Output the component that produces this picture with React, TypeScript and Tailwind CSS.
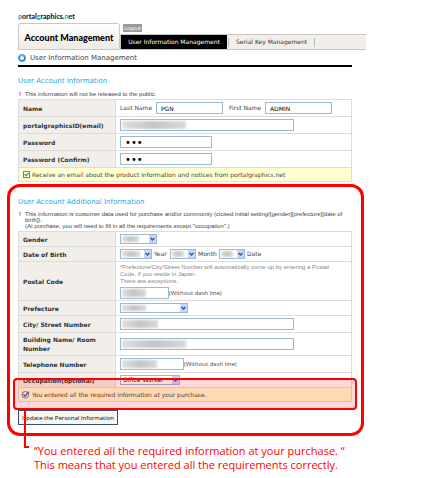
import type { ReactNode } from 'react';

const inputBase = 'block h-3 border border-[#9db8d2] bg-white px-1 leading-[10px] text-black outline-none';

function Smudge({ className }: { className: string }) {
    return (
        <span
            aria-hidden="true"
            className={`pointer-events-none absolute top-[2px] bottom-[2px] left-[2px] bg-linear-to-r from-[#e0e0e0] via-[#c4c4c4] to-[#dadada] blur-[1px] ${className}`}
        />
    );
}

function TextBox({ id, label, className, smudge, type = 'text', value = '' }: {
    id: string;
    label?: string;
    className: string;
    smudge?: string;
    type?: string;
    value?: string;
}) {
    const textSize = type === 'password' ? 'text-[10px]' : 'text-[6px]';

    return (
        <span className={`relative block shrink-0 ${className}`}>
            <input id={id} aria-label={label} type={type} defaultValue={value} className={`${inputBase} ${textSize} w-full`} />
            {smudge && <Smudge className={smudge} />}
        </span>
    );
}

function Drop({ id, label, className, smudge, value = '' }: {
    id: string;
    label?: string;
    className: string;
    smudge?: string;
    value?: string;
}) {
    return (
        <span className={`relative block shrink-0 ${className}`}>
            <select
                id={id}
                aria-label={label}
                defaultValue={value}
                className="block h-[10px] w-full appearance-none border border-[#9db8d2] bg-white pl-[2px] text-[6px] leading-[8px] text-black outline-none"
            >
                <option value={value}>{value}</option>
            </select>
            {smudge && <Smudge className={smudge} />}
            <span className="pointer-events-none absolute top-[1px] right-[1px] flex h-2 w-[7px] items-center justify-center bg-[#c3d6fb]">
                <svg viewBox="0 0 7 8" className="h-2 w-[7px]">
                    <path d="M1.6 3 3.5 5 5.4 3" fill="none" stroke="#3d5687" strokeWidth="1.4" />
                </svg>
            </span>
        </span>
    );
}

function Row({ label, htmlFor, height, children }: {
    label: string;
    htmlFor: string;
    height: string;
    children: ReactNode;
}) {
    return (
        <tr className={`border-b border-[#dcdcdc] ${height}`}>
            <th scope="row" className="w-[97px] border-r border-[#dcdcdc] bg-[#f2eee9] px-1 text-left text-[6px] leading-[9px] font-bold text-[#333]">
                <label htmlFor={htmlFor}>{label}</label>
            </th>
            <td className="px-1">{children}</td>
        </tr>
    );
}

function Alert() {
    return <span className="mr-[3px] w-1 shrink-0 text-center text-[6px] font-bold text-[#f00]">!</span>;
}

export default function App() {
    return (
        <div className="min-h-screen bg-white pt-[11px] font-['DejaVu_Sans','Liberation_Sans',sans-serif] text-[6px] leading-[8px] text-[#444]">
            <header className="max-w-[366px] pl-[18px]">
                <a href="#home" className="block w-fit font-['Lato','Liberation_Sans',sans-serif] text-[7px] leading-[10px] font-black text-[#222]">
                    <span className="text-[#14a3e8]">p</span>ortal<span className="text-[#14a3e8]">g</span>raphics.<span className="text-[#14a3e8]">n</span>et
                </a>
                <div className="mt-[2px] flex h-[27px] items-end">
                    <div className="flex h-[27px] w-[102px] shrink-0 items-center justify-center rounded-t-[3px] border border-[#cbc7c3] bg-linear-to-b from-white to-[#efebe6] pt-[3px] font-['Lato','Liberation_Sans',sans-serif] text-[9px] leading-[12px] font-black whitespace-nowrap text-black">
                        Account Management
                    </div>
                    <div className="flex min-w-0 grow flex-col items-start">
                        <button type="button" className="mb-[2px] ml-[3px] h-2 w-[19px] bg-[#999] text-center text-[5px] leading-[8px] text-white">
                            Logout
                        </button>
                        <nav className="flex h-4 w-full items-center border-y border-[#c9c5c1] bg-[#f2eee9] text-[6px] whitespace-nowrap">
                            <a href="#user" className="flex h-[14px] w-[107px] items-center justify-center border-l border-[#c9c5c1] bg-black text-white">
                                User Information Management
                            </a>
                            <a href="#serial" className="ml-[1px] flex h-[9px] items-center border-x border-[#bbb] px-[7px] text-[#333]">
                                Serial Key Management
                            </a>
                        </nav>
                    </div>
                </div>
            </header>

            <main className="max-w-[352px]">
                <div className="ml-[18px] flex h-[17px] items-center gap-1 border-b-2 border-black text-[7px] text-[#444]">
                    <svg viewBox="0 0 8 8" className="size-2">
                        <circle cx="4" cy="4" r="2.9" fill="#fff" stroke="#1789d6" strokeWidth="1.8" />
                        <path d="M1.6 2.4A2.9 2.9 0 0 1 6.4 2.4" fill="none" stroke="#6fb9e8" strokeWidth="1" />
                    </svg>
                    <h1>User Information Management</h1>
                </div>
                <section className="pt-[9px] pl-[18px]">
                    <h2 className="text-[7px] leading-[10px] text-[#26a5e4]">User Account Information</h2>
                    <p className="mt-[5px] flex font-['Liberation_Sans',sans-serif] text-[6px] leading-[7px]">
                        <Alert />This information will not be released to the public.
                    </p>
                    <table className="mt-[1px] w-full border-collapse border border-[#dcdcdc] text-[6px]">
                        <tbody>
                            <Row label="Name" htmlFor="last" height="h-[17px]">
                                <div className="flex items-center gap-[2px] whitespace-nowrap">
                                    <label htmlFor="last" className="w-[34px]">Last Name</label>
                                    <TextBox id="last" className="w-[67px]" value="PGN" />
                                    <label htmlFor="first" className="ml-1 w-[34px]">First Name</label>
                                    <TextBox id="first" className="w-[67px]" value="ADMIN" />
                                </div>
                            </Row>
                            <Row label="portalgraphicsID(email)" htmlFor="email" height="h-[17px]">
                                <TextBox id="email" className="w-[174px]" smudge="w-[64px]" />
                            </Row>
                            <Row label="Password" htmlFor="pass" height="h-[17px]">
                                <TextBox id="pass" type="password" className="w-[92px]" value="abc" />
                            </Row>
                            <Row label="Password (Confirm)" htmlFor="confirm" height="h-[17px]">
                                <TextBox id="confirm" type="password" className="w-[92px]" value="abc" />
                            </Row>
                            <tr className="h-[14px] bg-[#ffffd2]">
                                <td colSpan={2} className="px-1">
                                    <label className="flex items-center gap-[2px]">
                                        <span className="relative block size-[7px]">
                                            <input type="checkbox" defaultChecked className="block size-[7px] appearance-none border border-[#5d86ab] bg-white" />
                                            <svg viewBox="0 0 7 7" className="pointer-events-none absolute inset-0 size-[7px]">
                                                <path d="M1.7 3.2 3 4.8 5.5 1.8" fill="none" stroke="#21a121" strokeWidth="1.2" />
                                            </svg>
                                        </span>
                                        Receive an email about the product information and notices from portalgraphics.net
                                    </label>
                                </td>
                            </tr>
                        </tbody>
                    </table>
                </section>
            </main>

            <section className="mt-[2px] ml-[7px] max-w-[357px] rounded-[13px] border-3 border-[#f00] pt-[10px] pr-[9px] pb-2 pl-2">
                <h2 className="text-[7px] leading-[10px] text-[#26a5e4]">User Account Additional Information</h2>
                <div className="mt-[4px] flex font-['Liberation_Sans',sans-serif] text-[6px] leading-[6px]">
                    <Alert />
                    <p className="whitespace-nowrap">
                        This information is customer data used for purchase and/or community (closed initial setting/[gender][prefecture][date of
                        <br />
                        birth]).
                        <br />
                        (At purchase, you will need to fill in all the requirements except "occupation".)
                    </p>
                </div>
                <div className="relative mt-[2px]">
                    <table className="w-full border-collapse border border-[#dcdcdc] text-[6px]">
                        <tbody>
                            <Row label="Gender" htmlFor="gender" height="h-[15px]">
                                <Drop id="gender" className="w-[37px]" smudge="w-[17px]" />
                            </Row>
                            <Row label="Date of Birth" htmlFor="year" height="h-[15px]">
                                <div className="flex items-center gap-[2px]">
                                    <Drop id="year" className="w-8" smudge="w-[18px]" />
                                    <label htmlFor="year" className="w-[14px]">Year</label>
                                    <Drop id="month" className="w-[26px]" smudge="w-[12px]" />
                                    <label htmlFor="month" className="w-[19px]">Month</label>
                                    <Drop id="date" className="w-[26px]" smudge="w-[12px]" />
                                    <label htmlFor="date">Date</label>
                                </div>
                            </Row>
                            <Row label="Postal Code" htmlFor="postal" height="h-[39px]">
                                <p className="font-['Liberation_Sans',sans-serif] text-[6px] leading-[7px] text-[#888]">
                                    *Prefecture/City/Street Number will automatically come up by entering a Postal
                                    <br />
                                    Code, if you reside in Japan.
                                    <br />
                                    There are exceptions.
                                </p>
                                <div className="mt-[2px] flex items-center font-['Open_Sans','Liberation_Sans',sans-serif] text-[6px]">
                                    <TextBox id="postal" className="w-[49px]" smudge="w-[24px]" />
                                    (Without dash line)
                                </div>
                            </Row>
                            <Row label="Prefecture" htmlFor="prefecture" height="h-[15px]">
                                <Drop id="prefecture" className="w-[68px]" smudge="w-[24px]" />
                            </Row>
                            <Row label="City/ Street Number" htmlFor="city" height="h-[17px]">
                                <TextBox id="city" className="w-[174px]" smudge="w-[36px]" />
                            </Row>
                            <Row label="Building Name/ Room Number" htmlFor="building" height="h-[23px]">
                                <TextBox id="building" className="w-[174px]" smudge="w-[64px]" />
                            </Row>
                            <Row label="Telephone Number" htmlFor="phone" height="h-[17px]">
                                <div className="flex items-center font-['Open_Sans','Liberation_Sans',sans-serif] text-[6px]">
                                    <TextBox id="phone" className="w-[64px]" smudge="w-[35px]" />
                                    (Without dash line)
                                </div>
                            </Row>
                            <Row label="Occupation(optional)" htmlFor="occupation" height="h-[15px]">
                                <Drop id="occupation" className="w-[60px]" value="Office Worker" />
                            </Row>
                            <tr className="h-[14px] bg-[#ffffd2]">
                                <td colSpan={2} className="px-[2px]">
                                    <div className="flex items-center gap-[2px]">
                                        <svg viewBox="0 0 9 9" className="size-[9px]">
                                            <circle cx="4.3" cy="4.8" r="3.3" fill="#fff" stroke="#5a7fae" strokeWidth="1" />
                                            <path d="M2.4 4.3 4 6.2 7.8 1.8" fill="none" stroke="#2d62ad" strokeWidth="1.4" />
                                        </svg>
                                        You entered all the required information at your purchase.
                                    </div>
                                </td>
                            </tr>
                        </tbody>
                    </table>
                    <div className="pointer-events-none absolute -right-[5px] -bottom-2 -left-[5px] h-8 rounded-[4px] border-2 border-[#f00] bg-[#ff0000]/15">
                        <span className="absolute top-full left-[9px] h-[40px] w-[5px] border-b-2 border-l-2 border-[#f00]" />
                    </div>
                </div>
                <button type="button" className="mt-2 block h-[15px] w-[100px] border border-[#34506e] bg-[#f6f5f1] text-center font-['Open_Sans','Liberation_Sans',sans-serif] text-[6px] whitespace-nowrap text-black">
                    Update the Personal Information
                </button>
            </section>

            <p className="mt-2 pl-[34px] font-['Open_Sans','Liberation_Sans',sans-serif] text-[11px] leading-[14px] text-[#f00]">
                “You entered all the required information at your purchase. “
                <br />
                This means that you entered all the requirements correctly.
            </p>
        </div>
    );
}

++++++++

SET PROBLEM ->
Repeat the lines of the listing above verbatim, beginning at its first line and ending at the line containing "const inputBase = 'block", which is included. Omit pictures.

TASK OUTPUT ->
Output the component that produces this picture with React, TypeScript and Tailwind CSS.
import type { ReactNode } from 'react';

const inputBase = 'block h-3 border border-[#9db8d2] bg-white px-1 leading-[10px] text-black outline-none';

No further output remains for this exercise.